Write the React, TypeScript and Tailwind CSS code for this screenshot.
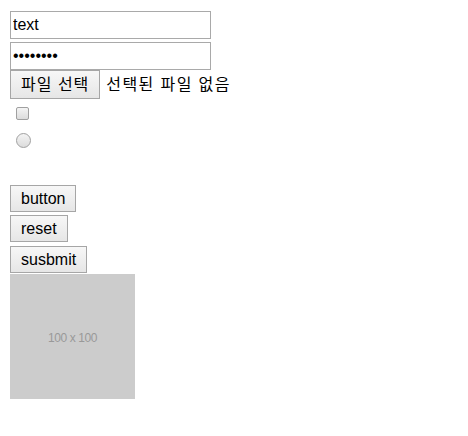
import React from 'react';

const font = { fontFamily: '"Liberation Sans", "Noto Sans CJK KR", Arial, sans-serif' };

function Btn({ children, className = '' }: { children: React.ReactNode; className?: string }) {
  return (
    <button
      type="button"
      className={`flex h-[27px] items-center border border-[#a6a6a6] bg-gradient-to-b from-[#f7f7f7] to-[#e6e6e6] px-[10px] text-[16px] leading-none text-black ${className}`}
    >
      {children}
    </button>
  );
}

export default function App() {
  return (
    <div className="flex min-h-[436px] w-[468px] flex-col items-start bg-white pl-[10px] pt-[11px] text-black" style={font}>
      <input
        type="text"
        defaultValue="text"
        className="h-[28px] w-[201px] border border-[#a9a9a9] px-[2px] text-[16px] text-black outline-none"
      />
      <input
        type="password"
        defaultValue="12345678"
        className="mt-[3px] h-[28px] w-[201px] border border-[#a9a9a9] px-[2px] text-[16px] text-black outline-none"
      />

      {/* file picker, drawn by hand so the labels stay Korean */}
      <div className="flex items-center">
        <Btn className="h-[29px] px-[10px] tracking-[1px]">파일 선택</Btn>
        <span className="ml-[6px] text-[16px] tracking-[1.4px]">선택된 파일 없음</span>
      </div>

      <div className="ml-[6px] mt-[8px] h-[13px] w-[13px] rounded-[2px] border border-[#a0a0a0] bg-gradient-to-b from-[#f4f4f4] to-[#dcdcdc]" />
      <div className="ml-[6px] mt-[13px] h-[15px] w-[15px] rounded-full border border-[#a0a0a0] bg-gradient-to-b from-[#f4f4f4] to-[#dcdcdc]" />

      <Btn className="mt-[37px]">button</Btn>
      <Btn className="mt-[3px]">reset</Btn>
      <Btn className="mt-[4px]">susbmit</Btn>

      <div className="mt-[1px] flex h-[125px] w-[125px] items-center justify-center bg-[#cccccc] pt-[3px]">
        <span className="text-[12px] tracking-[-0.4px] text-[#999999]">100 x 100</span>
      </div>
    </div>
  );
}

● ● ●

GIVEN REQUEST>
Write out the whole listing again, exactly, with no pictures.

TASK ANSWER>
Write the React, TypeScript and Tailwind CSS code for this screenshot.
import React from 'react';

const font = { fontFamily: '"Liberation Sans", "Noto Sans CJK KR", Arial, sans-serif' };

function Btn({ children, className = '' }: { children: React.ReactNode; className?: string }) {
  return (
    <button
      type="button"
      className={`flex h-[27px] items-center border border-[#a6a6a6] bg-gradient-to-b from-[#f7f7f7] to-[#e6e6e6] px-[10px] text-[16px] leading-none text-black ${className}`}
    >
      {children}
    </button>
  );
}

export default function App() {
  return (
    <div className="flex min-h-[436px] w-[468px] flex-col items-start bg-white pl-[10px] pt-[11px] text-black" style={font}>
      <input
        type="text"
        defaultValue="text"
        className="h-[28px] w-[201px] border border-[#a9a9a9] px-[2px] text-[16px] text-black outline-none"
      />
      <input
        type="password"
        defaultValue="12345678"
        className="mt-[3px] h-[28px] w-[201px] border border-[#a9a9a9] px-[2px] text-[16px] text-black outline-none"
      />

      {/* file picker, drawn by hand so the labels stay Korean */}
      <div className="flex items-center">
        <Btn className="h-[29px] px-[10px] tracking-[1px]">파일 선택</Btn>
        <span className="ml-[6px] text-[16px] tracking-[1.4px]">선택된 파일 없음</span>
      </div>

      <div className="ml-[6px] mt-[8px] h-[13px] w-[13px] rounded-[2px] border border-[#a0a0a0] bg-gradient-to-b from-[#f4f4f4] to-[#dcdcdc]" />
      <div className="ml-[6px] mt-[13px] h-[15px] w-[15px] rounded-full border border-[#a0a0a0] bg-gradient-to-b from-[#f4f4f4] to-[#dcdcdc]" />

      <Btn className="mt-[37px]">button</Btn>
      <Btn className="mt-[3px]">reset</Btn>
      <Btn className="mt-[4px]">susbmit</Btn>

      <div className="mt-[1px] flex h-[125px] w-[125px] items-center justify-center bg-[#cccccc] pt-[3px]">
        <span className="text-[12px] tracking-[-0.4px] text-[#999999]">100 x 100</span>
      </div>
    </div>
  );
}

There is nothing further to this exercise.